Although phone provides are still considered common carriers, internet service providers (ISPs) generally are not. ISPs, while protected from liability under various laws (e.g. Comcast can’t be shut down because a customer used a Comcast connection to transmit child pornography), can [in my understanding] theoretically terminate service if they don’t like what you’re “saying” on your connection.

Moving up the stack, websites such as Facebook or Funnel Fiasco are neither ISPs nor are they telecommunications common carriers. The general consensus, though untested in court as far as I know, is that sites are privately owned and can allow or disallow whatever content they like. This seems to be a pretty reasonable position, but there’s a difference between Facebook and Funnel Fiasco.

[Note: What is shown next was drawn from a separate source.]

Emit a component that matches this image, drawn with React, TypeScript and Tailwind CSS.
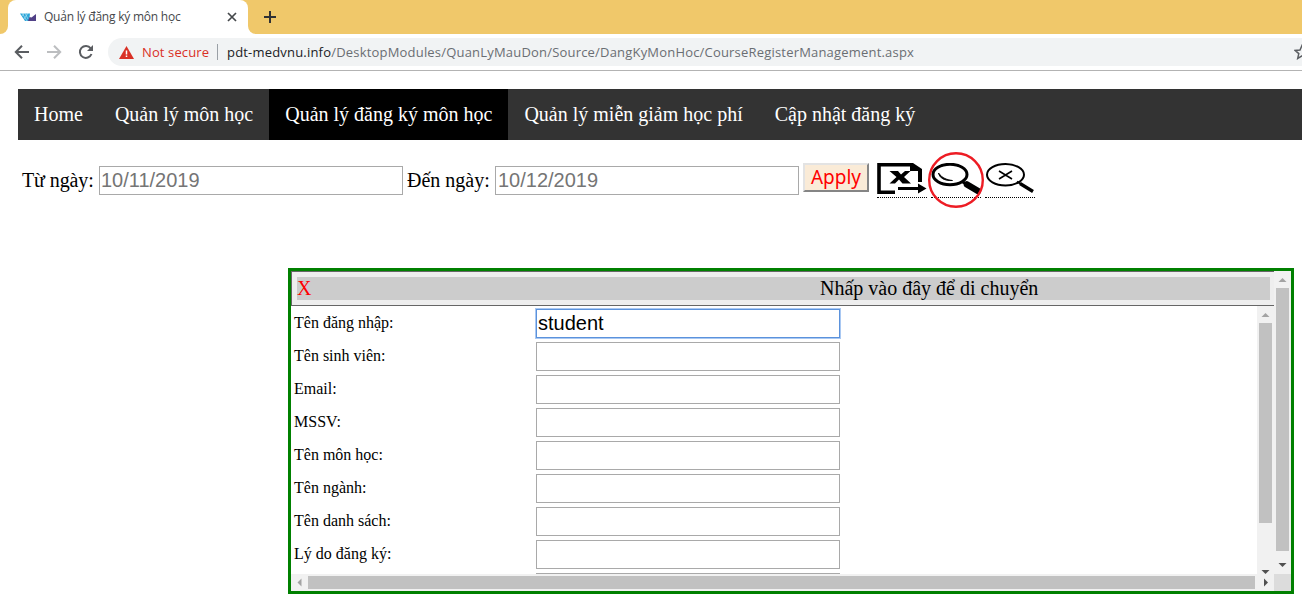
import React from "react";

const serif = "font-['Liberation_Serif',serif]";
const sans = "font-['Liberation_Sans',sans-serif]";
const ui = "font-['Open_Sans','Noto_Sans',sans-serif]";

const navItems = [
  { label: "Home", active: false },
  { label: "Quản lý môn học", active: false },
  { label: "Quản lý đăng ký môn học", active: true },
  { label: "Quản lý miễn giảm học phí", active: false },
  { label: "Cập nhật đăng ký", active: false },
];

const fields = [
  "Tên đăng nhập:",
  "Tên sinh viên:",
  "Email:",
  "MSSV:",
  "Tên môn học:",
  "Tên ngành:",
  "Tên danh sách:",
  "Lý do đăng ký:",
  "",
];

function TabStrip() {
  return (
    <div className="flex h-[34px] shrink-0 bg-[#f0c86a]">
      <div className="w-2 overflow-hidden bg-white">
        <div className="h-full rounded-br-lg bg-[#f0c86a]" />
      </div>
      <div className="flex w-60 items-center rounded-t-lg bg-white pl-3">
        <svg width="17" height="11" viewBox="0 0 17 11">
          <path d="M0 1.500h10L9 9H5z" fill="#2ba5d8" />
          <path d="M2 1l5 8M5 1l3 6M8 1L4 7M4 1L2.500 4" stroke="#d9f2fa" strokeWidth=".5" />
          <path d="M8 9l1.500-4 2 .5L16 2v7z" fill="#514187" />
        </svg>
        <span className={`${ui} ml-[7px] w-[176px] whitespace-nowrap text-[12px] tracking-[-0.22px] text-[#45484b]`}>
          Quản lý đăng ký môn học
        </span>
        <svg className="ml-[7px]" width="10" height="10" viewBox="0 0 10 10">
          <path d="M1 1l8 8M9 1L1 9" stroke="#45484b" strokeWidth="1.700" />
        </svg>
      </div>
      <div className="w-2 overflow-hidden bg-white">
        <div className="h-full rounded-bl-lg bg-[#f0c86a]" />
      </div>
      <svg className="ml-2 mt-[11px]" width="12" height="12" viewBox="0 0 12 12">
        <path d="M6 0v12M0 6h12" stroke="#303134" strokeWidth="2" />
      </svg>
    </div>
  );
}

function AddressBar() {
  return (
    <div className="flex h-[37px] shrink-0 items-center overflow-hidden border-b border-[#b3b3b3] bg-white">
      <svg className="ml-[14px] shrink-0" width="16" height="14" viewBox="0 0 16 14">
        <path d="M15 7H2M8 .8L1.800 7 8 13.200" fill="none" stroke="#5a5d61" strokeWidth="2" />
      </svg>
      <svg className="ml-4 shrink-0" width="16" height="14" viewBox="0 0 16 14">
        <path d="M1 7h13M8 .8L14.200 7 8 13.200" fill="none" stroke="#bcbec0" strokeWidth="2" />
      </svg>
      <svg className="ml-4 shrink-0" width="16" height="16" viewBox="0 0 16 16">
        <path d="M13.500 10A6 6 0 1 1 12.700 4.300" fill="none" stroke="#5a5d61" strokeWidth="2" />
        <path d="M15 1v6H9z" fill="#5a5d61" />
      </svg>
      <div className="ml-[14px] flex h-7 min-w-0 flex-1 items-center rounded-l-full bg-[#f1f3f4] pl-[11px]">
        <svg className="shrink-0" width="15" height="13" viewBox="0 0 15 13">
          <path d="M7.500 0L15 13H0z" fill="#d93025" />
          <path d="M7.500 4.500v4M7.500 9.500v1.500" stroke="#fff" strokeWidth="1.500" />
        </svg>
        <span className={`${ui} ml-2 w-[75px] shrink-0 whitespace-nowrap pt-px text-[13px] tracking-[0.12px] text-[#d93025]`}>
          Not secure
        </span>
        <span className="h-4 w-px shrink-0 bg-[#9aa0a6]" />
        <span className={`${ui} ml-[9px] w-[1070px] shrink-0 whitespace-nowrap pt-px text-[13px] tracking-[0.192px] text-[#6a6e73]`}>
          <span className="text-[#202124]">pdt-medvnu.info</span>
          /DesktopModules/QuanLyMauDon/Source/DangKyMonHoc/CourseRegisterManagement.aspx
        </span>
        <svg className="-ml-[3px] shrink-0" width="16" height="16" viewBox="0 0 16 16">
          <path d="M8 1.500l2 4.500 4.900.4-3.700 3.200 1.100 4.800L8 11.900l-4.300 2.500 1.100-4.800L1.100 6.400 6 6z" fill="none" stroke="#5a5d61" strokeWidth="1.500" />
        </svg>
      </div>
    </div>
  );
}

function ExportIcon() {
  return (
    <svg width="50" height="31" viewBox="0 0 50 31">
      <path d="M18 29.200H2V1.800h32" fill="none" stroke="#000" strokeWidth="3.600" />
      <path d="M33 0h3l9 6v13h-4V8h-8z" />
      <path d="M12.500 8h8.500l3 3.500L28 8h5.500l-6.500 6 7 6.500h-8.500l-3.500-4-4 4h-5.500l7-6.500z" />
      <path d="M21 24h20v-3.500l8.500 5-8.500 5V27H21z" />
    </svg>
  );
}

function SearchIcon() {
  return (
    <svg width="50" height="31" viewBox="0 0 50 31">
      <ellipse cx="19" cy="11.500" rx="17" ry="10.200" fill="none" stroke="#000" strokeWidth="3" />
      <path d="M7.500 10c1 5 6 8 14 7.500-5.500-.8-10-2-14-7.500z" fill="#000" stroke="#000" strokeWidth=".9" />
      <path d="M31 18.500l5 3" stroke="#000" strokeWidth="3" />
      <path d="M36 21.500l11 6.500" stroke="#000" strokeWidth="6.500" strokeLinecap="round" />
    </svg>
  );
}

function ClearSearchIcon() {
  return (
    <svg width="50" height="31" viewBox="0 0 50 31">
      <ellipse cx="20.500" cy="11.700" rx="18.500" ry="10.700" fill="none" stroke="#000" strokeWidth="2" />
      <path d="M14 8l13 8M27 8l-13 8" stroke="#000" strokeWidth="1.600" />
      <path d="M32 18.500l4 2.500" stroke="#000" strokeWidth="2" />
      <path d="M35 20.500L48 28.500" stroke="#000" strokeWidth="3.400" />
    </svg>
  );
}

function IconLink({ children }: { children: React.ReactNode }) {
  return <div className="mr-1 h-[35px] w-[50px] border-b border-dotted border-black">{children}</div>;
}

function FilterBar() {
  return (
    <div className={`${serif} flex h-12 items-start pl-[22px] text-[20px] leading-[23px] text-black`}>
      <span className="mt-[17px] w-[77px] whitespace-nowrap tracking-[-0.1px]">Từ ngày:</span>
      <div className={`${sans} mt-[14px] h-[29px] w-[304px] border border-[#a9a9a9] pl-[1px] leading-[26px] text-[#757575]`}>10/11/2019</div>
      <span className="ml-1 mt-[17px] w-[88px] whitespace-nowrap">Đến ngày:</span>
      <div className={`${sans} mt-[14px] h-[29px] w-[304px] border border-[#a9a9a9] pl-[2px] leading-[26px] text-[#757575]`}>10/12/2019</div>
      <button className="ml-1 mt-[11px] h-[29px] w-[66px] border-2 border-b-[#858585] border-l-[#e3e3e3] border-r-[#858585] border-t-[#e3e3e3] bg-[#faebd7] pb-[2px] font-['Noto_Sans',sans-serif] text-[19px] leading-[22px] text-[#ff0000]">
        Apply
      </button>
      <div className="ml-2 mt-[11px] flex">
        <IconLink><ExportIcon /></IconLink>
        <div className="relative">
          <IconLink><SearchIcon /></IconLink>
          <svg className="absolute -left-[4px] -top-[12px]" width="58" height="58" viewBox="0 0 58 58">
            <circle cx="29" cy="29" r="26.800" fill="none" stroke="#ed1c24" strokeWidth="2.400" />
          </svg>
        </div>
        <IconLink><ClearSearchIcon /></IconLink>
      </div>
    </div>
  );
}

function Arrow({ direction, muted }: { direction: "up" | "down" | "left" | "right"; muted?: boolean }) {
  const shapes = {
    up: "M4.500 11h8L8.500 7z",
    down: "M4.500 6h8l-4 4z",
    left: "M10.500 4.500v8l-4-4z",
    right: "M7 4.500v8l4-4z",
  };
  return (
    <svg className="shrink-0" width="17" height="17" viewBox="0 0 17 17">
      <path d={shapes[direction]} fill={muted ? "#a3a3a3" : "#505050"} />
    </svg>
  );
}

function SearchDialog() {
  return (
    <div className="ml-[288px] mt-[68px] flex h-[326px] w-[1006px] flex-col border-[3px] border-[#008000] bg-white">
      <div className="flex h-[303px]">
        <div className="flex w-[983px] flex-col">
          <div className="h-[35px] shrink-0 border-b border-l border-t border-[#666] bg-[#eee] py-[5px] pl-[5px] pr-1">
            <div className={`${serif} flex h-[23px] items-center bg-[#ccc] text-[20px] leading-[23px]`}>
              <span className="w-[523px] text-[#ff0000]">X</span>
              <span className="whitespace-nowrap text-black">Nhấp vào đây để di chuyển</span>
            </div>
          </div>
          <div className="flex h-[268px]">
            <div className="h-[268px] w-[966px] overflow-hidden pl-[3px] pt-[3px]">
              {fields.map((label, index) => (
                <div key={index} className="flex h-[33px] items-start">
                  <span className={`${serif} mt-[5px] w-[241px] whitespace-nowrap text-[16px] leading-[18px] text-black`}>{label}</span>
                  <div
                    className={
                      index === 0
                        ? `${sans} ml-[1px] h-[29px] w-[304px] border border-[#5b92dc] pl-[1px] text-[20px] leading-[27px] text-black shadow-[0_0_0_1px_#a9c8f2]`
                        : "ml-[1px] h-[29px] w-[304px] border border-[#a9a9a9]"
                    }
                  >
                    {index === 0 ? "student" : ""}
                  </div>
                </div>
              ))}
            </div>
            <div className="flex w-[17px] flex-col bg-[#f1f1f1]">
              <Arrow direction="up" muted />
              <div className="mx-[2px] h-[200px] bg-[#c1c1c1]" />
              <div className="mt-[41px] h-[10px] overflow-visible"><Arrow direction="down" /></div>
            </div>
          </div>
        </div>
        <div className="flex w-[17px] flex-col bg-[#f1f1f1]">
          <Arrow direction="up" muted />
          <div className="mx-[2px] mb-[6px] h-[263px] bg-[#c1c1c1]" />
          <Arrow direction="down" />
        </div>
      </div>
      <div className="flex h-[17px]">
        <div className="flex w-[983px] bg-[#f1f1f1]">
          <Arrow direction="left" muted />
          <div className="my-[2px] mr-[2px] w-[947px] bg-[#c1c1c1]" />
          <Arrow direction="right" />
        </div>
        <div className="w-[17px] bg-[#dcdcdc]" />
      </div>
    </div>
  );
}

export default function App() {
  return (
    <div className="flex h-[599px] w-[1302px] flex-col overflow-hidden bg-white">
      <TabStrip />
      <AddressBar />
      <nav className={`${serif} ml-[18px] mt-[18px] flex h-[51px] shrink-0 bg-[#333] text-[20px] leading-[23px] text-white`}>
        {navItems.map((item) => (
          <a key={item.label} className={item.active ? "whitespace-nowrap bg-black px-4 pt-[14px]" : "whitespace-nowrap px-4 pt-[14px]"}>
            {item.label}
          </a>
        ))}
      </nav>
      <main className="pt-3">
        <FilterBar />
        <SearchDialog />
      </main>
    </div>
  );
}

Apart from having a smarter and better-looking founder, Funnel Fiasco doesn’t allow just anyone to have a presence on the site. Facebook, especially for businesses/organizations, is more than just a blog or a message board, it’s a key part of digital presence. While that doesn’t make it an ISP, it does move it away from being just a website. Perhaps some additional category (e.g. “hosting provider”) needs to enter the understanding in this context.

What makes Facebook’s policy interesting to me from my perch as an armchair lawyer is the selective enforcement. While they are well within their legal rights, does it set a dangerous precedent for them? By choosing to police some content, are they liable (legally or otherwise) for not policing other content? Can they be held liable for policing content when other substantially similar content was not policed? Can the publicness of Facebook make it a common carrier?

Eventually this will become better defined. Whether it be by legislation, regulation, or litigation.